Pada kesempatan tersebut Wagub mengemukakan, pengendalian dan pengawasan terhadap peredaran hasil hutan, telah sejalan dengan perkembangan pelaksanaan pengusahaan dan pemanfaatan hutan. Pengusahaan dan pemanfaatan hutan di Indonesia bagian Timur sejak tahun 1970-an, lanjutnya sampai saat ini telah berperan memberikan kontribusi terhadap pembangunan kehutanan nasional melalui penerimaan negara bukan pajak, penyerapan tenaga kerja, peningkatan ekonomi masyarakat, menciptakan pertumbuhan titik-titik ekonomi, serta membuka isolasi daerah.

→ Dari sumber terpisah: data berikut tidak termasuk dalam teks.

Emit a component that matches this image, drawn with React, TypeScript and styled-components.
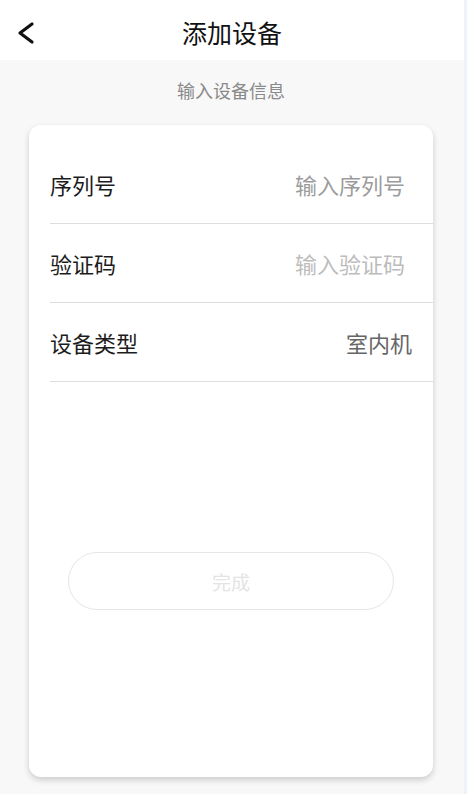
import styled, { createGlobalStyle } from 'styled-components';

const GlobalStyle = createGlobalStyle`
  html, body {
    margin: 0;
    padding: 0;
    background: #eef2f9;
  }
  body {
    font-family: "Noto Sans CJK SC", "Noto Sans", sans-serif;
  }
`;

type Field = {
  label: string;
  value: string;
  tone: 'strong' | 'soft' | 'value';
};

const fields: Field[] = [
  { label: '序列号', value: '输入序列号', tone: 'strong' },
  { label: '验证码', value: '输入验证码', tone: 'soft' },
  { label: '设备类型', value: '室内机', tone: 'value' },
];

const toneColors = {
  strong: '#9b9b9b',
  soft: '#bcbcbc',
  value: '#666666',
};

export default function App() {
  return (
    <>
      <GlobalStyle />
      <Page>
        <Header>
          <BackButton aria-label="返回">
            <svg width="20" height="24" viewBox="0 0 20 24" fill="none">
              <path
                d="M16 3 L4 12 L16 21"
                stroke="#111"
                strokeWidth="3.2"
                strokeLinecap="round"
                strokeLinejoin="round"
              />
            </svg>
          </BackButton>
          <Title>添加设备</Title>
        </Header>
        <Body>
          <Subtitle>输入设备信息</Subtitle>
          <Card>
            <List>
              {fields.map((field) => (
                <Row key={field.label}>
                  <Label>{field.label}</Label>
                  <Value $tone={field.tone}>{field.value}</Value>
                </Row>
              ))}
            </List>
            <DoneButton disabled>完成</DoneButton>
          </Card>
        </Body>
      </Page>
    </>
  );
}

const Page = styled.div`
  width: 464px;
  min-height: 794px;
  background: #f8f8f8;
  display: flex;
  flex-direction: column;
`;

const Header = styled.header`
  position: relative;
  height: 60px;
  background: #ffffff;
  display: flex;
  align-items: center;
  justify-content: center;
`;

const BackButton = styled.button`
  position: absolute;
  left: 16px;
  top: 21px;
  padding: 0;
  border: none;
  background: none;
  display: flex;
`;

const Title = styled.h1`
  margin: 0;
  font-size: 25px;
  font-weight: 400;
  color: #111111;
  line-height: 1;
  padding-top: 4px;
`;

const Body = styled.main`
  display: flex;
  flex-direction: column;
  align-items: center;
  padding: 0 31px 17px 29px;
`;

const Subtitle = styled.p`
  margin: 0;
  padding: 19px 0 0;
  height: 46px;
  box-sizing: border-box;
  font-size: 18px;
  line-height: 22px;
  color: #8a8a8a;
`;

const Card = styled.section`
  align-self: stretch;
  height: 652px;
  margin-top: 19px;
  background: #ffffff;
  border-radius: 12px;
  box-shadow: 0 3px 6px rgba(0, 0, 0, 0.18);
  display: flex;
  flex-direction: column;
  align-items: center;
  padding-top: 20px;
  box-sizing: border-box;
`;

const List = styled.ul`
  list-style: none;
  margin: 0;
  padding: 0 0 0 21px;
  align-self: stretch;
`;

const Row = styled.li`
  height: 78px;
  border-bottom: 1.5px solid #dedede;
  display: flex;
  align-items: center;
  justify-content: space-between;
  padding-right: 28px;
`;

const Label = styled.span`
  font-size: 22px;
  color: #1c1c1c;
`;

const Value = styled.span<{ $tone: Field['tone'] }>`
  font-size: 22px;
  color: ${(p) => toneColors[p.$tone]};
  margin-right: ${(p) => (p.$tone === 'value' ? '-7px' : '0')};
`;

const DoneButton = styled.button`
  margin-top: 170px;
  width: 326px;
  height: 58px;
  border-radius: 29px;
  border: 1px solid #e6e6e6;
  background: #ffffff;
  color: #e4e4e4;
  font-family: inherit;
  font-size: 19px;
`;
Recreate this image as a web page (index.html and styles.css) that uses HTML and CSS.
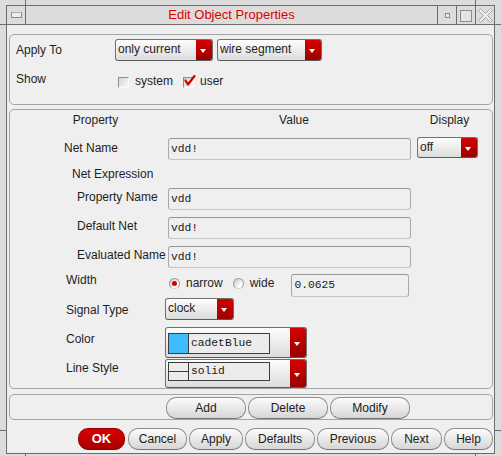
FILE: index.html
```html
<!DOCTYPE html>
<html>
<head>
<meta charset="utf-8">
<title>Edit Object Properties</title>
<link rel="stylesheet" href="styles.css">
</head>
<body>
<div class="screen">
  <div class="mark m-tl"></div>
  <div class="mark m-tr"></div>
  <div class="mark m-lh1"></div>
  <div class="mark m-rh1"></div>
  <div class="mark m-lh2"></div>
  <div class="mark m-rh2"></div>
  <div class="mark m-bl"></div>
  <div class="mark m-br"></div>

  <div class="frame">
    <div class="titlebar">
      <div class="tb-cell"><span class="ico-menu"></span></div>
      <div class="tb-title">Edit Object Properties</div>
      <div class="tb-cell"><span class="ico-min"></span></div>
      <div class="tb-cell sep"><span class="ico-max"></span></div>
      <div class="tb-cell sep">
        <svg class="ico-close" width="15" height="15" viewBox="-0.5 -0.5 15 15">
          <polygon points="0,2 2,0 7,5 12,0 14,2 9,7 14,12 12,14 7,9 2,14 0,12 5,7" fill="#ececec" stroke="#a4a4a4" stroke-width="1"/>
        </svg>
      </div>
    </div>

    <div class="dialog">
      <div class="group g1">
        <div class="g1-row r-apply">
          <div class="g1-lbl">Apply To</div>
          <div class="combo c-only"><span class="combo-text">only current</span><span class="combo-btn"></span></div>
          <div class="combo c-wire"><span class="combo-text">wire segment</span><span class="combo-btn"></span></div>
        </div>
        <div class="g1-row r-show">
          <div class="g1-lbl">Show</div>
          <span class="check"></span><span class="chk-lbl">system</span>
          <span class="check on">
            <svg width="13" height="13" viewBox="0 0 13 13"><path d="M2.5 5.5 L5 9.5 L11.5 1" fill="none" stroke="#d40000" stroke-width="2.2" stroke-linecap="round" stroke-linejoin="round"/></svg>
          </span><span class="chk-lbl">user</span>
        </div>
      </div>

      <div class="group g2">
        <div class="row hdr">
          <span class="h1">Property</span>
          <span class="h2">Value</span>
          <span class="h3">Display</span>
        </div>
        <div class="row r-net">
          <div class="lbl">Net Name</div>
          <div class="field f-net">vdd!</div>
          <div class="combo c-disp"><span class="combo-text">off</span><span class="combo-btn"></span></div>
        </div>
        <div class="row r-expr">
          <div class="lbl">Net Expression</div>
        </div>
        <div class="row r-sub r-prop">
          <div class="lbl">Property Name</div>
          <div class="field f-wide">vdd</div>
        </div>
        <div class="row r-sub r-def">
          <div class="lbl">Default Net</div>
          <div class="field f-wide">vdd!</div>
        </div>
        <div class="row r-sub r-eval">
          <div class="lbl">Evaluated Name</div>
          <div class="field f-wide">vdd!</div>
        </div>
        <div class="row r-width">
          <div class="lbl">Width</div>
          <div class="radios">
            <span class="radio on"></span><span class="rad-lbl">narrow</span>
            <span class="radio r2"></span><span class="rad-lbl">wide</span>
          </div>
          <div class="field f-num">0.0625</div>
        </div>
        <div class="row r-sig">
          <div class="lbl">Signal Type</div>
          <div class="combo c-clock"><span class="combo-text">clock</span><span class="combo-btn"></span></div>
        </div>
        <div class="row r-color">
          <div class="lbl">Color</div>
          <div class="combo big c-color">
            <div class="cbox">
              <span class="swatch"></span>
              <span class="cbox-text">cadetBlue</span>
            </div>
            <span class="spacer"></span>
            <span class="combo-btn"></span>
          </div>
        </div>
        <div class="row r-line">
          <div class="lbl">Line Style</div>
          <div class="combo big c-line">
            <div class="cbox">
              <span class="linesample"></span>
              <span class="cbox-text">solid</span>
            </div>
            <span class="spacer"></span>
            <span class="combo-btn"></span>
          </div>
        </div>
      </div>

      <div class="group g3">
        <div class="btn b80">Add</div>
        <div class="btn b80">Delete</div>
        <div class="btn b80">Modify</div>
      </div>

      <div class="actions">
        <div class="btn ok">OK</div>
        <div class="btn b-cancel">Cancel</div>
        <div class="btn b-apply">Apply</div>
        <div class="btn b-def">Defaults</div>
        <div class="btn b-prev">Previous</div>
        <div class="btn b-next">Next</div>
        <div class="btn b-help">Help</div>
      </div>
    </div>
  </div>
</div>
</body>
</html>
```

FILE: styles.css
```css
* { box-sizing: border-box; }
html, body { margin: 0; padding: 0; }
body {
  background: #dcdcdc;
  font-family: "Liberation Sans", Arial, sans-serif;
  font-size: 12px;
  color: #1e1e1e;
}

.screen {
  position: relative;
  width: 501px;
  height: 456px;
  padding: 5px 0 0 6px;
  overflow: hidden;
  background: #dcdcdc;
}

/* window-manager resize marks */
.mark { position: absolute; background: #6c6c6c; }
.m-tl { left: 25px; top: 0; width: 1px; height: 5px; }
.m-tr { left: 475px; top: 0; width: 1px; height: 5px; }
.m-lh1 { left: 0; top: 24px; width: 6px; height: 1px; }
.m-rh1 { left: 495px; top: 24px; width: 6px; height: 1px; }
.m-lh2 { left: 0; top: 430px; width: 6px; height: 1px; }
.m-rh2 { left: 495px; top: 430px; width: 6px; height: 1px; }
.m-bl { left: 25px; top: 454px; width: 1px; height: 2px; }
.m-br { left: 475px; top: 454px; width: 1px; height: 2px; }

.frame {
  width: 489px;
  height: 449px;
  border: 1px solid #6c6c6c;
  display: flex;
  flex-direction: column;
}

/* title bar */
.titlebar {
  flex: none;
  height: 19px;
  display: flex;
  border-bottom: 1px solid #6c6c6c;
  background: #dcdcdc;
}
.tb-cell {
  flex: none;
  width: 18px;
  display: flex;
  align-items: center;
  justify-content: center;
}
.tb-cell.sep { width: 19px; border-left: 1px solid #6c6c6c; }
.tb-title {
  flex: none;
  width: 413px;
  border-left: 1px solid #6c6c6c;
  border-right: 1px solid #6c6c6c;
  text-align: center;
  line-height: 18px;
  font-size: 13px;
  color: #dd0000;
}
.ico-menu {
  display: block;
  width: 11px;
  height: 6px;
  border: 1px solid #8a8a8a;
  border-top-color: #b0b0b0;
  background: #ececec;
  margin-left: 1px;
}
.ico-min {
  display: block;
  width: 5px;
  height: 5px;
  border: 1px solid #8a8a8a;
  background: #ececec;
  margin-top: 1px;
}
.ico-max {
  display: block;
  width: 12px;
  height: 12px;
  border: 1px solid #8a8a8a;
  background: #e4e4e4;
  margin-top: 1px;
}
.ico-close { display: block; }

/* dialog body */
.dialog {
  flex: 1;
  background: #efefef;
  padding: 9px 1px 0 2px;
  display: flex;
  flex-direction: column;
}
.group {
  flex: none;
  border: 1px solid #a4a4a4;
  border-radius: 5px;
}
.g1 { height: 71px; padding-top: 4px; }
.g2 { height: 280px; margin-top: 4px; display: flex; flex-direction: column; }
.g3 { height: 26px; margin-top: 5px; padding: 2px 0 0 156px; display: flex; gap: 2px; }

/* group 1 */
.g1-row { display: flex; align-items: flex-start; }
.r-apply { height: 22px; }
.r-show { height: 20px; margin-top: 10px; }
.g1-lbl {
  flex: none;
  width: 105px;
  padding-left: 6px;
  line-height: 15px;
}
.r-apply .g1-lbl { padding-top: 4px; }
.r-show .g1-lbl { padding-top: 1px; }

.check {
  flex: none;
  position: relative;
  width: 11px;
  height: 11px;
  margin: 6px 0 0 3px;
  border: 1px solid;
  border-color: #8e8e8e #f8f8f8 #f8f8f8 #8e8e8e;
  background: linear-gradient(135deg, #d4d4d4, #fafafa);
}
.check.on { margin-left: 10px; }
.check svg { position: absolute; left: -1px; top: -3px; }
.chk-lbl { line-height: 15px; padding-top: 3px; margin-left: 6px; }

/* combos */
.combo {
  flex: none;
  display: flex;
  height: 22px;
  border: 1px solid #707070;
  border-bottom-color: #5a5a5a;
  border-radius: 3px;
  background: linear-gradient(#fdfdfd, #dcdcdc);
  overflow: hidden;
}
.combo-text {
  flex: 1;
  padding-left: 2px;
  line-height: 19px;
  white-space: nowrap;
  overflow: hidden;
}
.combo-btn {
  flex: none;
  position: relative;
  width: 16px;
  background: linear-gradient(#d60000, #9a0000);
}
.combo-btn::after {
  content: "";
  position: absolute;
  left: 4px;
  top: 50%;
  margin-top: -1px;
  border-left: 3.5px solid transparent;
  border-right: 3.5px solid transparent;
  border-top: 4px solid #ffffff;
}
.c-only { width: 98px; }
.c-wire { width: 105px; margin-left: 4px; }
.c-disp { width: 61px; height: 21px; margin-left: 6px; }
.c-clock { width: 69px; }

.combo.big { width: 142px; align-items: flex-start; }
.combo.big .combo-btn { align-self: stretch; }
.c-color { height: 31px; }
.c-line { height: 29px; margin-top: 1px; }
.spacer { flex: 1; }
.cbox {
  flex: none;
  display: flex;
  width: 102px;
  margin-left: 2px;
  border: 1px solid #3c3c3c;
  background: #ececec;
}
.c-color .cbox { height: 21px; margin-top: 5px; }
.c-line .cbox { height: 19px; margin-top: 2px; }
.swatch {
  flex: none;
  width: 20px;
  border-right: 1px solid #3c3c3c;
  background: #3dbdff;
}
.linesample {
  flex: none;
  width: 20px;
  border-right: 1px solid #3c3c3c;
  background: linear-gradient(transparent 8px, #3c3c3c 8px, #3c3c3c 9px, transparent 9px);
}
.cbox-text {
  padding-left: 2px;
  font-family: "Liberation Mono", "Courier New", monospace;
  font-size: 11.3px;
  line-height: 18px;
  color: #1a1a1a;
}
.c-line .cbox-text { line-height: 17px; }

/* group 2 rows */
.row { flex: none; display: flex; align-items: flex-start; }
.lbl {
  flex: none;
  width: 158px;
  line-height: 15px;
  white-space: nowrap;
  overflow: hidden;
}
.hdr { height: 27px; padding-top: 3px; line-height: 15px; }
.hdr span { text-align: center; }
.h1 { width: 171px; }
.h2 { width: 226px; }
.h3 { width: 85px; }

.r-net { height: 23px; }
.r-net .lbl { padding: 4px 0 0 54px; }
.r-expr { height: 27px; }
.r-expr .lbl { width: auto; padding: 7px 0 0 62px; }
.r-prop, .r-def { height: 29px; }
.r-eval { height: 28px; }
.r-sub .lbl { padding: 3px 0 0 67px; }
.r-width { height: 25px; }
.r-width .lbl { padding-left: 56px; }
.r-sig { height: 29px; }
.r-color { height: 31px; }
.r-line { height: 30px; }
.r-sig .lbl, .r-color .lbl, .r-line .lbl { width: 155px; padding-left: 56px; }
.r-sig .lbl, .r-color .lbl { padding-top: 5px; }
.r-line .lbl { padding-top: 3px; }

.field {
  flex: none;
  height: 22px;
  margin-top: 1px;
  padding-left: 2px;
  border: 1px solid #a8a8a8;
  border-top-color: #959595;
  border-bottom-color: #c4c4c4;
  border-radius: 3px;
  background: #efefef;
  font-family: "Liberation Mono", "Courier New", monospace;
  font-size: 11.3px;
  line-height: 20px;
  color: #1a1a1a;
}
.f-net, .f-wide { width: 243px; }
.f-num { width: 118px; height: 23px; line-height: 21px; margin-left: 17px; }

.radios {
  flex: none;
  display: flex;
  align-items: center;
  height: 17px;
  margin: 2px 0 0 1px;
}
.radio {
  flex: none;
  position: relative;
  width: 11px;
  height: 11px;
  border-radius: 50%;
  border: 1px solid #9c9c9c;
  border-bottom-color: #d0d0d0;
  background: linear-gradient(135deg, #c4c4c4, #ffffff 70%);
}
.radio.on::after {
  content: "";
  position: absolute;
  left: 2px;
  top: 2px;
  width: 5px;
  height: 5px;
  border-radius: 50%;
  background: #d00000;
}
.radio.r2 { margin-left: 10px; }
.rad-lbl { margin-left: 6px; line-height: 15px; }

/* buttons */
.btn {
  flex: none;
  height: 22px;
  border: 1px solid #8e8e8e;
  border-bottom-color: #777;
  border-radius: 10px;
  background: linear-gradient(#fcfcfc, #d6d6d6);
  text-align: center;
  line-height: 20px;
  color: #202020;
}
.b80 { width: 80px; }
.actions {
  flex: none;
  height: 22px;
  margin-top: 8px;
  display: flex;
  justify-content: flex-end;
  gap: 2px;
}
.btn.ok {
  width: 47px;
  border-color: #8a0000;
  background: linear-gradient(#dc0000, #a80000);
  color: #ffffff;
  font-weight: bold;
  font-size: 13px;
}
.b-cancel { width: 59px; margin-left: 1px; }
.b-apply { width: 54px; }
.b-def { width: 70px; }
.b-prev { width: 72px; }
.b-next { width: 51px; }
.b-help { width: 49px; }
```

Namun demikian, kata Wagub, potensi, peranan dan kontribusi pemanfaatan hutan di Indonesia Timur sebagai penggerak ekonomi nasional belum optimal mengangkat ekonomi mikro, terutama ekonomi masyarakat yang berada didalam dan sekitar kawasan hutan secara khusus masyarakat adat yang dengan setia atas kearifan lokalnya untuk tetap menjaga hutan tersebut.
Lebih jauh kata Wagub, dalam rangka desntralisasi dan Otonomi daerah khususnya di Provinsi Papua sesungguhnya Pemerintah Daerah memiliki peranan yang lebih besar dalam merencanakan dan mengelola pemanfaatan sumber daya alam termasuk sumber daya hutan yang sesuai dengan potensi dan karakteristik wilayah dan harus responsive terhadap kebutuhan masyarakat. Sedangkan dalam pemanfaatan sumber daya alam tersebut harus dipahami sebagai karunia Tuhan dan asset negara yang wajib dikelola dengan memperhatikan prinsip pengelolaan hutan secara untuk kesejahteraan masyarakat.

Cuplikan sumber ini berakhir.